Dye-Sublimation printers are best for those who want to link up their digital camera to a purpose built printer and print out the finest quality photos at home without fuss.

Dot Matrix Printers
Dot matrix printers are relatively old fashioned technology today with poor quality print, slow and very noisy output.  This type of printer is no longer used unless you wish to create invoices using the continuous paper with holes on both sides.  The good thing is that they are very cheap to run!

Cost of Ownership
Many printers today are very cheap to buy, but people are sometimes shocked to discover the cost of replacing the consumables (ink or laser cartridges, imaging drums, fuser, oils, specialized papers etc). The cost of replacing the ink can sometimes cost more than the printer itself!  This is one of the most commonly overlooked factors when printers are reviewed and yet one of the most important things to consider before handing over your hard earned cash.  Tests run in 2003 by Which? magazine famously compared the cost of HP's ink with vintage 1985 Dom Perignon.

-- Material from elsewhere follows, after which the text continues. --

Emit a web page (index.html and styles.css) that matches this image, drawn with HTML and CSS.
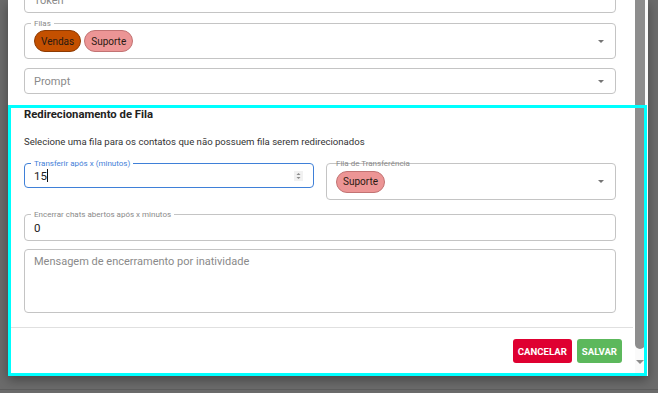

A Sheffield City Council report aimed at helping schools decide on the best-value printers to buy, calculated total cost of ownership over the lifetime of a printer (not sure how long that is!).  Adding up all the running costs, ink or toner, paper, maintenance and even electricity, SCC worked out that a color inkjet costs approx 38 cents per page to run compared to a color laser which costs approx 7 cents per page. Sheffield City Council advised its schools that if they printed more than three color pages a day (assuming a 40-week academic year) they should buy a laser.

These figures cannot be taken hard and fast due to the many variables involved, but it is generally accepted that the cost per print of a laser printer is cheaper than that of an inkjet, which is in turn cheaper than that of a sub-dye printer.  However, you would have to do a fair amount of color printing to take advantage of the economy cost offered by a laser printer.